华皇后紧紧的皱起了眉头,看了一眼静姝,却也没有直接质问静姝,只转了眼继续问芝纹道:“这白玉璎珞,平日里,都有谁有机会接触到?”
芝纹摇头,道:“皇后娘娘,这白玉璎珞是我们娘娘的心爱之物,平日里娘娘都是贴身佩戴着的,只更衣沐浴时才会由奴婢或者芝纱帮娘娘取了放在首饰盒中,并无她人能随意接触到。”
“求皇后娘娘明鉴,奴婢自幼就入了宫中,娘娘入宫之后就一直服侍敏妃娘娘,而芝纱更是自小就服侍娘娘,情分深厚,我们在宫中与外界从无甚接触,如何能得到这种罕见的前朝宫廷秘藏之物?”

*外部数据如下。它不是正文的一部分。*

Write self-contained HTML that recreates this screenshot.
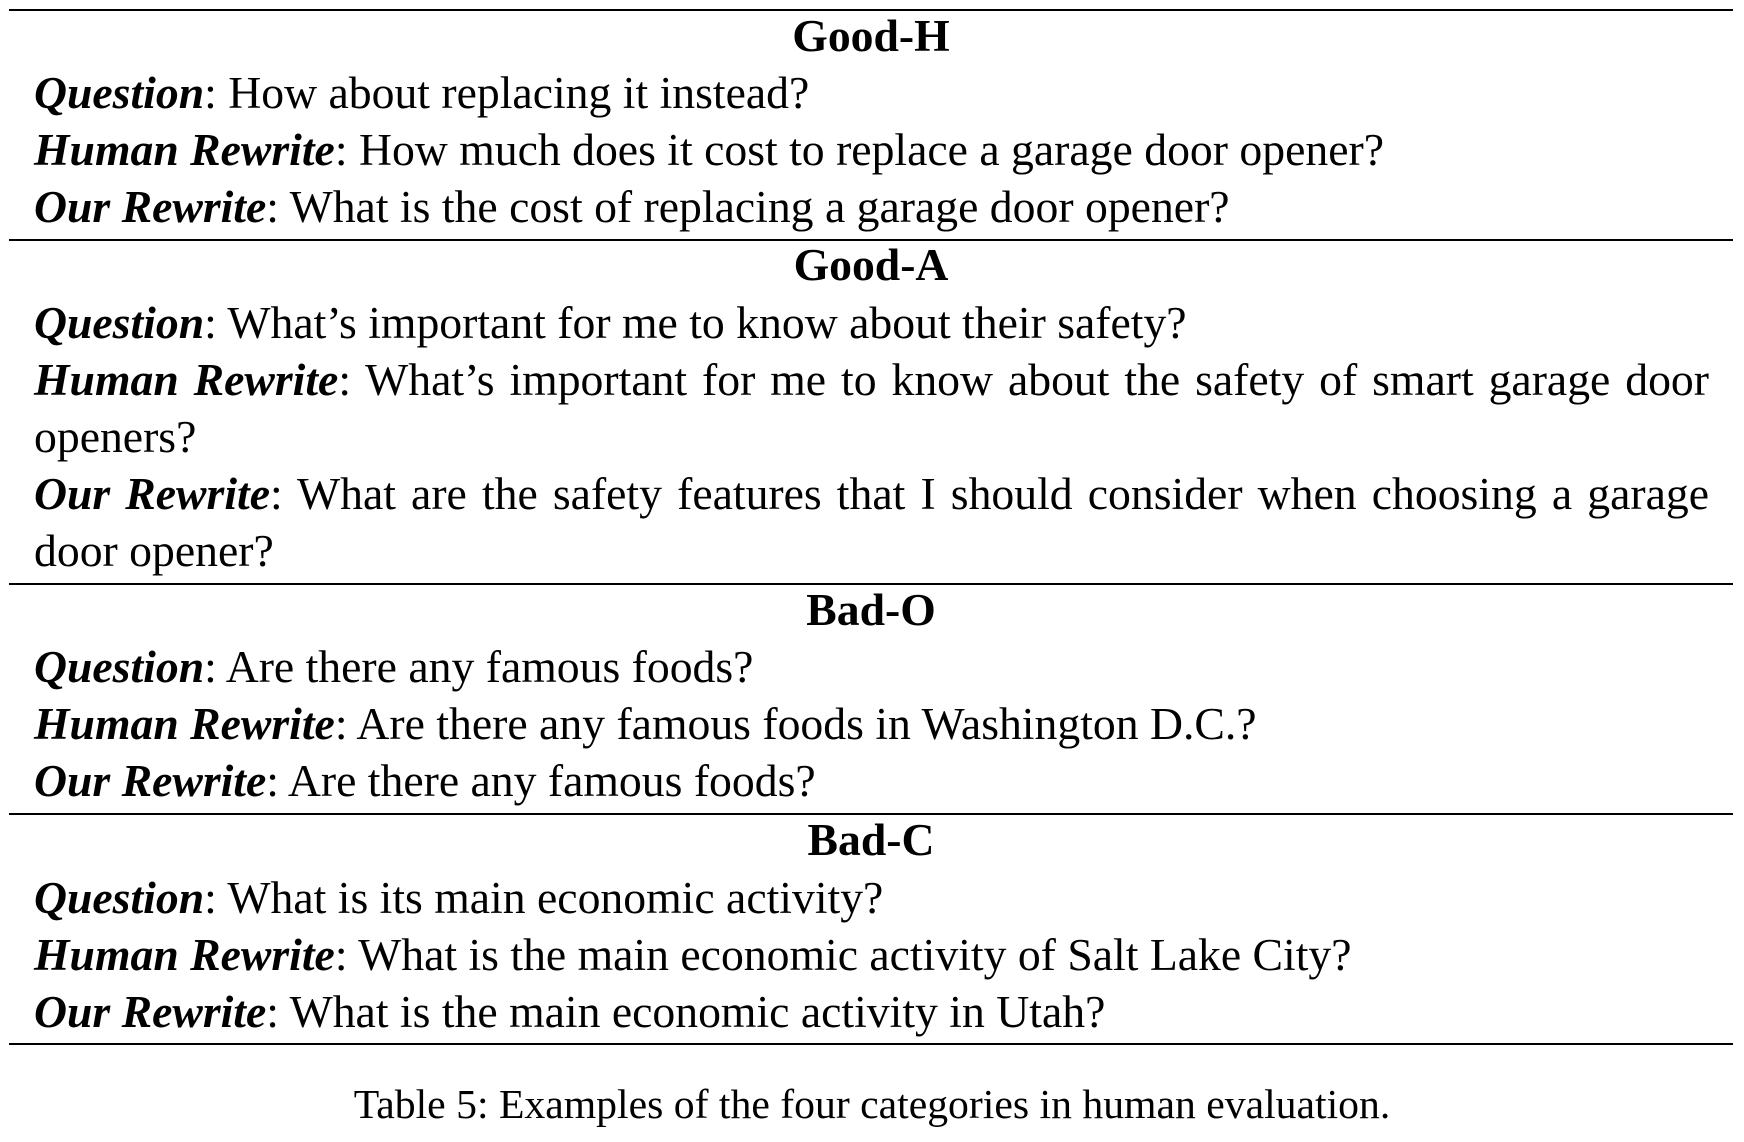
<!DOCTYPE html>
<html><head><meta charset="utf-8"><style>
html,body{margin:0;padding:0;background:#fff;}
body{width:1744px;height:1142px;position:relative;overflow:hidden;font-family:"Liberation Serif","Times New Roman",serif;font-size:45.7px;color:#000;}
.l{position:absolute;left:34px;width:1675px;height:57px;line-height:57px;white-space:nowrap;margin-top:-2px;}
.h{text-align:center;font-weight:bold;left:9px;width:1724px;}
.j{text-align:justify;text-align-last:justify;}
.r{position:absolute;left:9px;width:1724px;height:2px;background:#000;}
b i,i b{font-weight:bold;font-style:italic;}
.c{position:absolute;left:0;width:1744px;text-align:center;top:1077px;line-height:57px;font-size:41.7px;}
</style></head><body>
<div class="r" style="top:9px"></div>
<div class="l h" style="top:9px">Good-H</div>
<div class="l" style="top:66px"><b><i>Question</i></b>: How about replacing it instead?</div>
<div class="l" style="top:123px"><b><i>Human Rewrite</i></b>: How much does it cost to replace a garage door opener?</div>
<div class="l" style="top:180px"><b><i>Our Rewrite</i></b>: What is the cost of replacing a garage door opener?</div>
<div class="r" style="top:239px"></div>
<div class="l h" style="top:238px">Good-A</div>
<div class="l" style="top:296px"><b><i>Question</i></b>: What’s important for me to know about their safety?</div>
<div class="l j" style="top:353px"><b><i>Human Rewrite</i></b>: What’s important for me to know about the safety of smart garage door</div>
<div class="l" style="top:410px">openers?</div>
<div class="l j" style="top:467px"><b><i>Our Rewrite</i></b>: What are the safety features that I should consider when choosing a garage</div>
<div class="l" style="top:524px">door opener?</div>
<div class="r" style="top:583px"></div>
<div class="l h" style="top:583px">Bad-O</div>
<div class="l" style="top:640px"><b><i>Question</i></b>: Are there any famous foods?</div>
<div class="l" style="top:697px"><b><i>Human Rewrite</i></b>: Are there any famous foods in Washington D.C.?</div>
<div class="l" style="top:754px"><b><i>Our Rewrite</i></b>: Are there any famous foods?</div>
<div class="r" style="top:813px"></div>
<div class="l h" style="top:813px">Bad-C</div>
<div class="l" style="top:871px"><b><i>Question</i></b>: What is its main economic activity?</div>
<div class="l" style="top:928px"><b><i>Human Rewrite</i></b>: What is the main economic activity of Salt Lake City?</div>
<div class="l" style="top:985px"><b><i>Our Rewrite</i></b>: What is the main economic activity in Utah?</div>
<div class="r" style="top:1043px"></div>
<div class="c">Table 5: Examples of the four categories in human evaluation.</div>
</body></html>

说完像是想起什么,颤抖着落泪道,“是肃郡王妃,一定是肃郡王妃,奴婢听说肃郡王妃的父亲是前朝遗孤,大伯母还是前朝公主,一定是肃郡王妃勾结前朝余孽,害了我们娘娘!不是她,谁能有机会弄到前朝后宫里才能有的这种毒物!求陛下,太后娘娘,皇后娘娘为我们娘娘报仇!”
华皇后皱眉,既没有打断她,也没有依了她的话去审问静姝,而是转身向景元帝和庄太后各行了一礼,然后沉声道:“陛下,母后,此事事关重大,涉及到前朝余孽,更牵扯到肃郡王妃,此时肃郡王正在边境领兵作战,此事已不再是后宫之事,更涉及到朝堂之争,臣妾不敢擅专,还是请陛下来审理比较妥当。”
景元帝深深看了自己的皇后一眼,然后把目光调向静姝,终于出声问道:“既然此物是你送予敏妃,容氏你可有什么话说?”
又道,“容氏,你可要想清楚了说话,欺君之罪,也是死罪。朕不妨告诉你,就在前几日,朕已经收到密报,说是有前朝余孽曾私下和你父亲接触过。”
静姝起身,走到了堂前,向着景元帝行了一个标准的屈膝礼,然后道:“陛下,能让侄媳问上这几位太医和敏妃娘娘的宫女几个问题吗?”